Friday, March 13, 2009

Still?

It is just so difficult sometimes to get out of the great sorrow. When you are still and are in hiding, it is easier to understand and comprehend the whole deal. But when you are wide awake and know that things are changing, time is passing and people are moving on, it is very difficult to accept. To accept the fact that my time with Caelan will never be able to extend and I will really never going to see him grow. The joy and fun I have and am having with the boys will never happen with Caelan because he is gone. There is a finality. There was the end. It doesn't matter that my love for him continues to grow daily without his presence. My longing for him multiplies without him around. That was the final moment. That was the last time I saw him. That was the last time I bathed him, I held him, I fed him, I_____ him. No one can take my sorrow and my sadness away. It doesn't matter how many people out there care for me. This is a road I have to bear through and a journey I have to take out the courage to continue daily. I am like Aidan a couple months ago asking me "When is God going to be done fixing Caelan and giving him back to us?" I didn't know how advance that thought was. I gave Aidan an answer with my mind then and only begin to search for the answer from my heart and realized how slowly I am coming to accept that Caelee is never going to be back. Caelan is really never going to be back. He has gone ahead and never will be back.

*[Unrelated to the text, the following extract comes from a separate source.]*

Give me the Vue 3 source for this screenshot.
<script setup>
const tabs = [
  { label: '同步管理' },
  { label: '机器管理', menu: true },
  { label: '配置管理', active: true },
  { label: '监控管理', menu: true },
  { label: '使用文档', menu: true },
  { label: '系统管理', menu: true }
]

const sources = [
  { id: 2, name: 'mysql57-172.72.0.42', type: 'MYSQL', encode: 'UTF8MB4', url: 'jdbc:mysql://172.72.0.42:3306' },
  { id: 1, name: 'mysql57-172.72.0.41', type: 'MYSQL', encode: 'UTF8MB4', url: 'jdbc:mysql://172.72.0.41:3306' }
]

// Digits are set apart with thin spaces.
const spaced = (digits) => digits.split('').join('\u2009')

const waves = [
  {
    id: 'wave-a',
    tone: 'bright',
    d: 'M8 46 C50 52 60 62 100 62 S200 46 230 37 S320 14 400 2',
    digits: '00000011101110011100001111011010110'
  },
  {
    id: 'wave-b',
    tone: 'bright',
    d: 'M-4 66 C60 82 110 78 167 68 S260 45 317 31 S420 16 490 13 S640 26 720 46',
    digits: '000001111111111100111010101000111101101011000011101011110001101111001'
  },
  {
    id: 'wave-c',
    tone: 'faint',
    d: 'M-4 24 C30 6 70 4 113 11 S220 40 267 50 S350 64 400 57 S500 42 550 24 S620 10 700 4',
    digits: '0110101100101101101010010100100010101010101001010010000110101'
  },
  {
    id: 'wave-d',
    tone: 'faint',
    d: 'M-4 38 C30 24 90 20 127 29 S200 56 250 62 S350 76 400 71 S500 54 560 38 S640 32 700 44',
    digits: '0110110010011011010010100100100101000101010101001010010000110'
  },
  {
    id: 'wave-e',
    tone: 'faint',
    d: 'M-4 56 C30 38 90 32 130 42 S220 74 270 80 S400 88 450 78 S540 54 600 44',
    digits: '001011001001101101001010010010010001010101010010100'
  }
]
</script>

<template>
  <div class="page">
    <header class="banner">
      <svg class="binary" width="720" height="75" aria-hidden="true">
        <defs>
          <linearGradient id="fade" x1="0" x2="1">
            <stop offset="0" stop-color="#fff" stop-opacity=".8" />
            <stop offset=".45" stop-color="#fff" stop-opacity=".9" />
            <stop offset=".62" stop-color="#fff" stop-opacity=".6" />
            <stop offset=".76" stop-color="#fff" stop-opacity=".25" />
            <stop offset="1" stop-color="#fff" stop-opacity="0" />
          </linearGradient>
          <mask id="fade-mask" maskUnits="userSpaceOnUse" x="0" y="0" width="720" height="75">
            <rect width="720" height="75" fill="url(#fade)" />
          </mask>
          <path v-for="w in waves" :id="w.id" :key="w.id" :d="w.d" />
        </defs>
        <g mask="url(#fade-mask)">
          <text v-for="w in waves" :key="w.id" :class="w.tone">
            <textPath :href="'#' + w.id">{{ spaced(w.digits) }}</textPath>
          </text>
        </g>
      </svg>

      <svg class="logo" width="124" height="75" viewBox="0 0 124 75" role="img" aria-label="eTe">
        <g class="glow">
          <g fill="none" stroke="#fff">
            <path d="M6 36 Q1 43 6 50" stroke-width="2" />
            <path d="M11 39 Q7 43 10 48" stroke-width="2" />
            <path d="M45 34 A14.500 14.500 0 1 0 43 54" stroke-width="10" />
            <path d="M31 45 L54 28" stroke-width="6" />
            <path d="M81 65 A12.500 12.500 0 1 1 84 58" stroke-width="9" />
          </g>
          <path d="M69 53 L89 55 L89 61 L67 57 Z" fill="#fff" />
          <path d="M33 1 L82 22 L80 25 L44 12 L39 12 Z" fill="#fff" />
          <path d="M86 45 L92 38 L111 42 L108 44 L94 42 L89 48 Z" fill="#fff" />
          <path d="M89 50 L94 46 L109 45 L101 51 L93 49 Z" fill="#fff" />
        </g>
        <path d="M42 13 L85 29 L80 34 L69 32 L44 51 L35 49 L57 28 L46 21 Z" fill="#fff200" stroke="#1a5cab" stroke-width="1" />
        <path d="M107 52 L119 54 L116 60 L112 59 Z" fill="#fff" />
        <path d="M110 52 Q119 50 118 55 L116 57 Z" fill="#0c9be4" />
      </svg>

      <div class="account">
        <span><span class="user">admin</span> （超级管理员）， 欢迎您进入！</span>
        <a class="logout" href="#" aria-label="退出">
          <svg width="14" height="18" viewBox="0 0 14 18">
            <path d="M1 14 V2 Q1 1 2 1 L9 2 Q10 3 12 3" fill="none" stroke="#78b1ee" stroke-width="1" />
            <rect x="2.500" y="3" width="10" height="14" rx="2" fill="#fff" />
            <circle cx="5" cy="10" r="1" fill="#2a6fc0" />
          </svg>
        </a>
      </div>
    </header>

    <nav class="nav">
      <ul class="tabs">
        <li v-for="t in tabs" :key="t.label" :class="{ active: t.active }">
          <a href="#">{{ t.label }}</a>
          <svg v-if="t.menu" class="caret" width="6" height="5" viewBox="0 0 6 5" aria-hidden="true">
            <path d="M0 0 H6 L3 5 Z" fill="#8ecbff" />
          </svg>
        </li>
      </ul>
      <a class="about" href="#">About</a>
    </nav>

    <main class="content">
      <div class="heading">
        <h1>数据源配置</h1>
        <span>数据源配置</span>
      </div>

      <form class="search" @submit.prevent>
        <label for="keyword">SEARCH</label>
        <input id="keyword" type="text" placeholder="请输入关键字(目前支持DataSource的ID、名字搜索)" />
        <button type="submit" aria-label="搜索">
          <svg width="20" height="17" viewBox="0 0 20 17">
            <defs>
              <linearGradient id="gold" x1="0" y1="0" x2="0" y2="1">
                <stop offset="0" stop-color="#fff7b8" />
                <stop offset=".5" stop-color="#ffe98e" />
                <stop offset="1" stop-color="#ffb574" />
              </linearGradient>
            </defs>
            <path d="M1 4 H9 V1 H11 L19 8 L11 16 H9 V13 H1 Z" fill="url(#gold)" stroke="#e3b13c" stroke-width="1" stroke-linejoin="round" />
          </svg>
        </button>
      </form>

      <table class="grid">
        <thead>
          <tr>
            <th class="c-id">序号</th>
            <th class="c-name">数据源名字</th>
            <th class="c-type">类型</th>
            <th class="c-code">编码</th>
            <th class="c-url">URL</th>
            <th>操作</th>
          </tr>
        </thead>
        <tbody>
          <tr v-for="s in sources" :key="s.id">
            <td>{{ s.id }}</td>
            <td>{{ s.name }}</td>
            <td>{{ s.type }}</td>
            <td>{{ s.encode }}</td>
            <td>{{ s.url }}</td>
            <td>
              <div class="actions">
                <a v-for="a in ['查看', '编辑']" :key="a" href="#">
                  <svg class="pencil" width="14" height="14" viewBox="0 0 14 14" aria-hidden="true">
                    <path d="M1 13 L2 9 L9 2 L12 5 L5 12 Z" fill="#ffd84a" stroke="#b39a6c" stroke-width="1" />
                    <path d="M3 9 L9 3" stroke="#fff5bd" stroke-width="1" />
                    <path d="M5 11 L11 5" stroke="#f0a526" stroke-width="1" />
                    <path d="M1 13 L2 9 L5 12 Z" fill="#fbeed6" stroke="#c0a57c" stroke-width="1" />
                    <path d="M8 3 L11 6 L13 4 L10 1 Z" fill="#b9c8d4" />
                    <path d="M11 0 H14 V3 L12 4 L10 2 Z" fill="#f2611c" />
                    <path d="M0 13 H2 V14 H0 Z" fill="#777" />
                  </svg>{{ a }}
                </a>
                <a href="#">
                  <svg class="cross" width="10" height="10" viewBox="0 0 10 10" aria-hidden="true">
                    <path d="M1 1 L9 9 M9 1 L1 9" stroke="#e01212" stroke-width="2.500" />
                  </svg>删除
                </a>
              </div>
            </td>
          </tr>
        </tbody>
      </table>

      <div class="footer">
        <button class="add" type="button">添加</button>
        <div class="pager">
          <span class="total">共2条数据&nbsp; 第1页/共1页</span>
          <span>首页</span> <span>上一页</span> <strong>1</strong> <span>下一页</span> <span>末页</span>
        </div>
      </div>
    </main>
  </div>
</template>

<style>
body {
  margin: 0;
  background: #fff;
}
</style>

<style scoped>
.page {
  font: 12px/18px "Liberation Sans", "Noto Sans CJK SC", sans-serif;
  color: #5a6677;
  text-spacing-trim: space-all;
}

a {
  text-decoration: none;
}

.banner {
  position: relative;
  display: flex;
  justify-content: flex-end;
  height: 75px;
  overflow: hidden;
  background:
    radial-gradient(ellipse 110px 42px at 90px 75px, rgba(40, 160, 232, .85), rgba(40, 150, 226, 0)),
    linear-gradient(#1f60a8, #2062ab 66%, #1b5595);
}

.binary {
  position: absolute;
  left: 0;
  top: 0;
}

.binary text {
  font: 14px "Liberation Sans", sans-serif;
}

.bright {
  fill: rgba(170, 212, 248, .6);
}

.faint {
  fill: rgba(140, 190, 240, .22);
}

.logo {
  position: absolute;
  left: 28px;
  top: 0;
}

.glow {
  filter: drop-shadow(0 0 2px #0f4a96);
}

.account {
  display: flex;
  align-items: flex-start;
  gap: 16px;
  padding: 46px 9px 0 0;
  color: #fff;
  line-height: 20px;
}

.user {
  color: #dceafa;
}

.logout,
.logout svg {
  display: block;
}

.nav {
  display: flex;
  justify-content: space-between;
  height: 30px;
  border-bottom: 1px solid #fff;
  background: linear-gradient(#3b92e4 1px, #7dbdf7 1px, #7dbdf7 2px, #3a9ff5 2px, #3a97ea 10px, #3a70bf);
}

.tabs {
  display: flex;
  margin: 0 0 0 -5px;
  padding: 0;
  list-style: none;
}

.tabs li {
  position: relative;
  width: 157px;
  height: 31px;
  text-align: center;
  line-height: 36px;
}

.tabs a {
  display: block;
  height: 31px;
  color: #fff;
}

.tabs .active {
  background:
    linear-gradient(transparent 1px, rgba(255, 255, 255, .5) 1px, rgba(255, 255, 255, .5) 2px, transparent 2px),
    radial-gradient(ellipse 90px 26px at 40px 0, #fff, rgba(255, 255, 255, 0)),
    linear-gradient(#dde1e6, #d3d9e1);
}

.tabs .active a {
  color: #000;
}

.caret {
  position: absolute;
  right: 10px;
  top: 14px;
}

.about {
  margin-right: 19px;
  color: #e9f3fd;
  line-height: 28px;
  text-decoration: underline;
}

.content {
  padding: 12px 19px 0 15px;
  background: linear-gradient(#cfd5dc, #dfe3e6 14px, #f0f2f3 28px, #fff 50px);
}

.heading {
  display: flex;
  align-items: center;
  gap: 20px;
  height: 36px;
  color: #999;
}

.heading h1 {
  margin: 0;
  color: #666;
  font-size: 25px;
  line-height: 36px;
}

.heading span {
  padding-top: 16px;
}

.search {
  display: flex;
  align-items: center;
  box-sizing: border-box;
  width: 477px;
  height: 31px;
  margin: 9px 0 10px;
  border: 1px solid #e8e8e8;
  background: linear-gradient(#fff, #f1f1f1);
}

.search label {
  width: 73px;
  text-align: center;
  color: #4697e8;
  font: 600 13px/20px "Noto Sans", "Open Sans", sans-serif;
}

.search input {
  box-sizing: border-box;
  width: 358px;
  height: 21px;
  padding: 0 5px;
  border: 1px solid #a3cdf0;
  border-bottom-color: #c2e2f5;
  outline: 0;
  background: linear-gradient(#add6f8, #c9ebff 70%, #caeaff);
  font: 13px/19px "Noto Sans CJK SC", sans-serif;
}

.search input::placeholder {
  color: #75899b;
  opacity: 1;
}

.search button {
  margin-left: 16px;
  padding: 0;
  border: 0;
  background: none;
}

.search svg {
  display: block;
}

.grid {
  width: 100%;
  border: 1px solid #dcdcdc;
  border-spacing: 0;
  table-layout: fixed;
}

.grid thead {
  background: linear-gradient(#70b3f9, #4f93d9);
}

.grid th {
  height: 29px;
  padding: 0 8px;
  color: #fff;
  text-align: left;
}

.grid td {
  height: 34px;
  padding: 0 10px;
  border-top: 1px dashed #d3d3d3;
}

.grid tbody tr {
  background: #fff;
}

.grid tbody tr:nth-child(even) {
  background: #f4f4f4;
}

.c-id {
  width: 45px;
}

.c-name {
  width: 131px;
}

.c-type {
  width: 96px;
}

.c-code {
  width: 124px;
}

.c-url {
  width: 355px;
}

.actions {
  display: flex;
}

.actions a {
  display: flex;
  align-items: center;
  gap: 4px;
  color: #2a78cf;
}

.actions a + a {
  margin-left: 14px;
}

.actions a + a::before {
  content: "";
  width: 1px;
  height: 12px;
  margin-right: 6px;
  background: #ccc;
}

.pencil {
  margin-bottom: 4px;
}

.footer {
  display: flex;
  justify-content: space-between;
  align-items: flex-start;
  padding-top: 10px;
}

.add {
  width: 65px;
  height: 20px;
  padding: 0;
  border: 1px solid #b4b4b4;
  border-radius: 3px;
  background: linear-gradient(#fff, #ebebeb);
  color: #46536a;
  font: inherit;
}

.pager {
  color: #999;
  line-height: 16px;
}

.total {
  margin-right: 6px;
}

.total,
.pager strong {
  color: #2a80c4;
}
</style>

It's funny how things are spinning around my head these days. It's like the overload picasa photo program at home that we use on the computer. The program is going wonko with overloaded pictures. The photos that are sorted by dates are now shown in random images but when we click on the automatic slideshow function, photos are arranged perfectly in order. It's like my memory nowadays. No matter how clear I want to recall them, they appear in random order. It is a super bitter sweet situation as we have 4 different babies images randomly shown in the computer at different times. The boys look ridiculously similar even as their mommy, I need to think it through to recognize each one of them. I had no idea what I am trying to say here but to self sooth myself today. I am trying to tell myself that my 3 boys can make up for one tiny memory of Caelan. As days go by, will time heal? Or will time just bring out more brutal realities and facts that I have no more second chance to build my life with baby Caelan? Will I be fine with the fading memory of Caelan and get confuse with my own memories as more new adventures unfold as I continue too grow old with the boys? What will my future hold? What will happen the moment I step out of the house today as I face the marathon of pick ups and daily chores? Am I rather stay back and still be STILL? Or is being STILL a way of avoiding the cruelty of reality? I wish I can say today I will soar with God above the storm but today I'd rather sit in the middle of the ocean and let the ocean rise and roar around me.

Just let me be and I will figure it out. I think God is here sitting with me and allowing me take in the overwhelming sorrow one day at a time. I will be fine. Still, I will be still.

1 comment:

  1. In some ways, our children are a precious gift to us from God, and they are on loan from Him. They don't "belong" to us, per se. Sooner or later, they (and we) have to be returned to Him.

    Caelan is not a "mistake"; maybe he was on short-term loan to us, to you, for a purpose... to touch our lives irrevocably. Even if we can't fathom God's reasons, at least we can rest in knowing that He is in control in all His wisdom.